No me escondo. El escudo Football Club recuperado por el Valencia de cara al centenario de Mestalla me ha tocado la fibra. Los partidarios de recuperar la nomenclatura fundacional, alterada por imperativo franquista, éramos pocos y solíamos bajar una vez cada década de las montañas para remover el antiguo litigio, que no superaba la semana de débil debate porque la pelota nunca se para y queremos por igual al ‘Club de Fútbol’. Desde la facción memoriosa siempre ha existido el viejo reproche de que el Valencia no se detenía en recrear mínimamente el relato que generaba como institución, a diferencia de otros equipos de su entorno, vecinal o competitivo, con leyendas pulidas con mucho detalle y hasta con su cuota de ficción. En ese camino, el Valencia y el valencianismo, enfocados en eterna alternativa a los títulos, iban dejando sin abrillantar episodios como el del reencuentro con el exilio mexicano, con Max Aub en el Azteca. Los libros de historia del Valencia fueron siempre escritos por periodistas externos al club. Y la acción de empleados anónimos, o coleccionistas, salvaba del olvido o del contenedor trofeos y recuerdos, que a veces emergían en un rastro. Una cultura de club desprotegida, sobre todo, desde el repentino fallecimiento de Vicente Peris y solo reparada desde la puesta en marcha del área patrimonial de la Fundación.
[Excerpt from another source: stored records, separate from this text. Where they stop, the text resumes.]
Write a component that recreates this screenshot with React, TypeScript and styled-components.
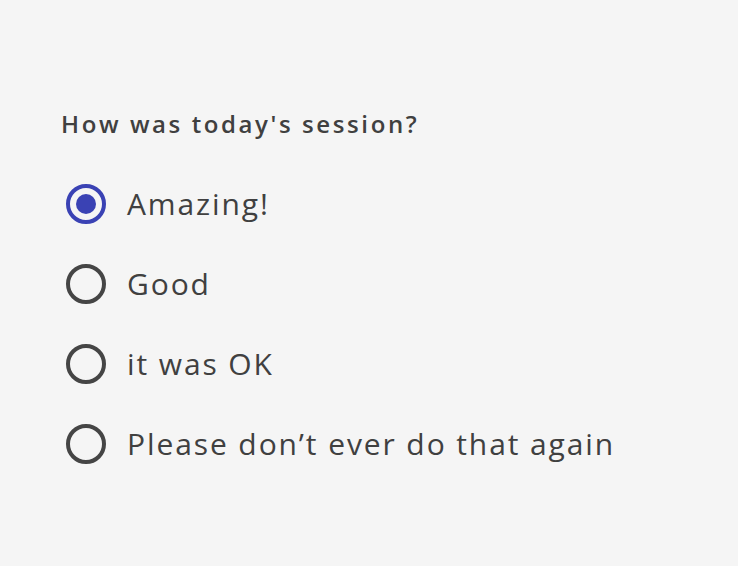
import React, { useState } from 'react'
import styled, { createGlobalStyle } from 'styled-components'

const GlobalStyle = createGlobalStyle`
  html, body {
    margin: 0;
    padding: 0;
    background: #f5f5f5;
  }
  body {
    font-family: "Open Sans", "Liberation Sans", sans-serif;
    color: #404040;
  }
`

const Page = styled.div`
  width: 738px;
  height: 566px;
  box-sizing: border-box;
  padding: 106px 0 0 61px;
`

const Question = styled.h2`
  margin: 0 0 42px;
  font-size: 24px;
  font-weight: 600;
  line-height: 36px;
  letter-spacing: 2.6px;
  color: #404040;
`

const Options = styled.div`
  display: flex;
  flex-direction: column;
  gap: 40px;
  padding-left: 5px;
`

const Option = styled.label`
  display: flex;
  align-items: center;
  gap: 21px;
  height: 40px;
  cursor: pointer;
`

const HiddenInput = styled.input`
  position: absolute;
  opacity: 0;
  width: 0;
  height: 0;
`

const Circle = styled.span<{ $checked: boolean }>`
  box-sizing: border-box;
  width: 40px;
  height: 40px;
  flex: none;
  border-radius: 50%;
  border: 4px solid ${p => (p.$checked ? '#3a42b4' : '#454545')};
  display: flex;
  align-items: center;
  justify-content: center;
  &::after {
    content: '';
    width: 20px;
    height: 20px;
    border-radius: 50%;
    background: #3a42b4;
    display: ${p => (p.$checked ? 'block' : 'none')};
  }
`

const Label = styled.span`
  font-size: 30px;
  font-weight: 400;
  line-height: 40px;
  letter-spacing: 1.9px;
  color: #404040;
`

const choices = ['Amazing!', 'Good', 'it was OK', 'Please don\u2019t ever do that again']

export default function App() {
  const [value, setValue] = useState(choices[0])
  return (
    <Page>
      <GlobalStyle />
      <Question>How was today's session?</Question>
      <Options>
        {choices.map(c => (
          <Option key={c}>
            <HiddenInput
              type="radio"
              name="session"
              checked={value === c}
              onChange={() => setValue(c)}
            />
            <Circle $checked={value === c} />
            <Label>{c}</Label>
          </Option>
        ))}
      </Options>
    </Page>
  )
}
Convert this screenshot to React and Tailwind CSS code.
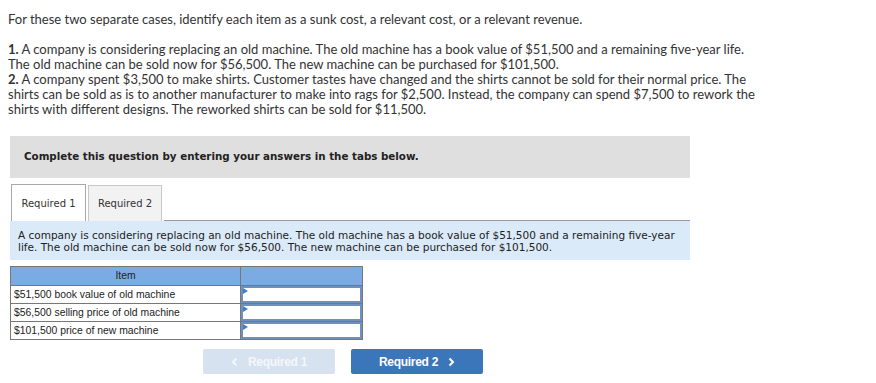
export default function App() {
  const rows = [
    "$51,500 book value of old machine",
    "$56,500 selling price of old machine",
    "$101,500 price of new machine",
  ];

  return (
    <div className="min-h-screen bg-white pt-[12px] pl-[8px] text-[#333]">
      <div style={{ fontFamily: "Lato, 'Liberation Sans', sans-serif" }} className="text-[13px] leading-[15px]">
        <p>For these two separate cases, identify each item as a sunk cost, a relevant cost, or a relevant revenue.</p>
        <div className="mt-[15px] w-[765px]">
          <p>
            <b>1.</b> A company is considering replacing an old machine. The old machine has a book value of $51,500 and a remaining five-year life.
          </p>
          <p>The old machine can be sold now for $56,500. The new machine can be purchased for $101,500.</p>
          <p>
            <b>2.</b> A company spent $3,500 to make shirts. Customer tastes have changed and the shirts cannot be sold for their normal price. The shirts can be sold as is to another manufacturer to make into rags for $2,500. Instead, the company can spend $7,500 to rework the shirts with different designs. The reworked shirts can be sold for $11,500.
          </p>
        </div>
      </div>

      <div className="ml-[2px] w-[680px]" style={{ fontFamily: "'DejaVu Sans', Verdana, sans-serif" }}>
        <div className="mt-[19px] h-[42px] bg-[#dfdfdf] flex items-center pl-[14px] text-[10.3px] font-bold text-[#222]">
          Complete this question by entering your answers in the tabs below.
        </div>

        <div className="mt-[6px] flex items-end gap-[2px] pl-[1px] text-[10px] text-[#333]">
          <div className="w-[75px] h-[37px] bg-white border border-b-0 border-[#a8a8a8] flex items-center justify-center">
            Required 1
          </div>
          <div className="w-[74px] h-[36px] bg-[#f2f2f2] border border-b-0 border-[#c8c8c8] flex items-center justify-center">
            Required 2
          </div>
          <div className="flex-1 border-b border-[#999]" />
        </div>

        <div className="bg-[#dbeaf8] px-[8px] pt-[8px] pb-[7px] text-[10.5px] leading-[12px] text-[#222]">
          A company is considering replacing an old machine. The old machine has a book value of $51,500 and a remaining five-year life. The old machine can be sold now for $56,500. The new machine can be purchased for $101,500.
        </div>
      </div>

      <table
        className="ml-[2px] mt-[6px] border-collapse text-[10.4px] text-[#222]"
        style={{ fontFamily: "'Liberation Sans', Arial, sans-serif" }}
      >
        <thead>
          <tr className="bg-[#7babe3] h-[19px]">
            <th className="w-[230px] border border-[#777] font-normal text-center">Item</th>
            <th className="w-[122px] border border-[#777]"></th>
          </tr>
        </thead>
        <tbody>
          {rows.map((r) => (
            <tr key={r} className="h-[18px]">
              <td className="border border-[#777] pl-[3px] leading-[12px]">{r}</td>
              <td className="border border-[#777] p-0">
                <div className="relative h-[17px] border-2 border-[#6f8fbd] bg-white">
                  <span className="absolute left-0 top-0 w-0 h-0 border-y-[3px] border-y-transparent border-l-[5px] border-l-[#3d7fd1]" />
                </div>
              </td>
            </tr>
          ))}
        </tbody>
      </table>

      <div
        className="mt-[9px] pl-[195px] flex gap-[16px] text-[12px] font-bold"
        style={{ fontFamily: "'Liberation Sans', Arial, sans-serif" }}
      >
        <div className="w-[132px] h-[25px] rounded-[2px] bg-[#d6e2f0] text-[#f4f7fb] flex items-center justify-center gap-[10px]">
          <svg width="7" height="10" viewBox="0 0 7 10"><path d="M5.5 1.5 L2 5 L5.5 8.5" stroke="#f4f7fb" strokeWidth="2" fill="none" /></svg>
          <span className="tracking-[-0.3px]">Required 1</span>
        </div>
        <div className="w-[132px] h-[25px] rounded-[2px] bg-[#3a76b9] text-white flex items-center justify-center gap-[10px]">
          <span className="tracking-[-0.3px]">Required 2</span>
          <svg width="7" height="10" viewBox="0 0 7 10"><path d="M1.5 1.5 L5 5 L1.5 8.5" stroke="#fff" strokeWidth="2" fill="none" /></svg>
        </div>
      </div>
    </div>
  );
}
Fue así como acabaron extraviándose en la amargura inmediata de la derrota los banderines de las dos finales de Champions. Y fue así como un presidente tecnócrata ventilaba que su misión era reducir la deuda y no ocuparse ‘de la guerra’, cuando se le preguntaba si se iba a rehabilitar la figura de Rodríguez Tortajada, el presidente republicano no reconocido.

En la propia fundación del club, tardía (1919) y primaveral (marzo), estaban las respuestas. El Valencia nacía moderno y se ahorraba el prólogo amateur para atacar con aspiraciones y sólidas estructuras el incipiente fenómeno de masas lúdico, para asomarse desde un inicio y eternamente a las expectativas. En esa tentación, cada generación ha alcanzado la gloria, se ha frustrado y ha medido la ambición colectiva en cada ampliación de Mestalla, cada vez más grande, más asimétrico y más vertiginoso, capaz de intimidar a rivales y exponernos a nosotros mismos a desconocidos precipicios.

Ocho años con Peter Lim han revertido la histórica definición del Valencia. El club que no se daba por aludido para acentuar la retórica de sus gestas porque vivía instalado en un rabioso presente, ha pasado a alimentarse solo del recuerdo. Un recuerdo por fin enfatizado, pero con un efecto de distracción en el desmantelamiento, pieza a pieza, de una entidad en la que no queda rastro de su apetito voraz, teledirigida desde una sociedad creada en 2013 en Hong Kong, sin página web ni número de empleados conocido. En la irrealidad de la literatura siempre se encuentra cobijo, escribe Francisco Cabezas en ‘Perder’, una crónica vital, urbana y del oficio periodístico a partir del hilo de las crónicas de fútbol, donde las victorias son el preludio de inevitables derrotas. Me emociona el escudo recuperado del Football Club, pero no existirá nostalgia futura que cultivar si el Valencia no recupera su vocación inconformista, su arraigo local y su obsesión representativa, la única que ha permitido que Mestalla cumpla un siglo de humeante existencia.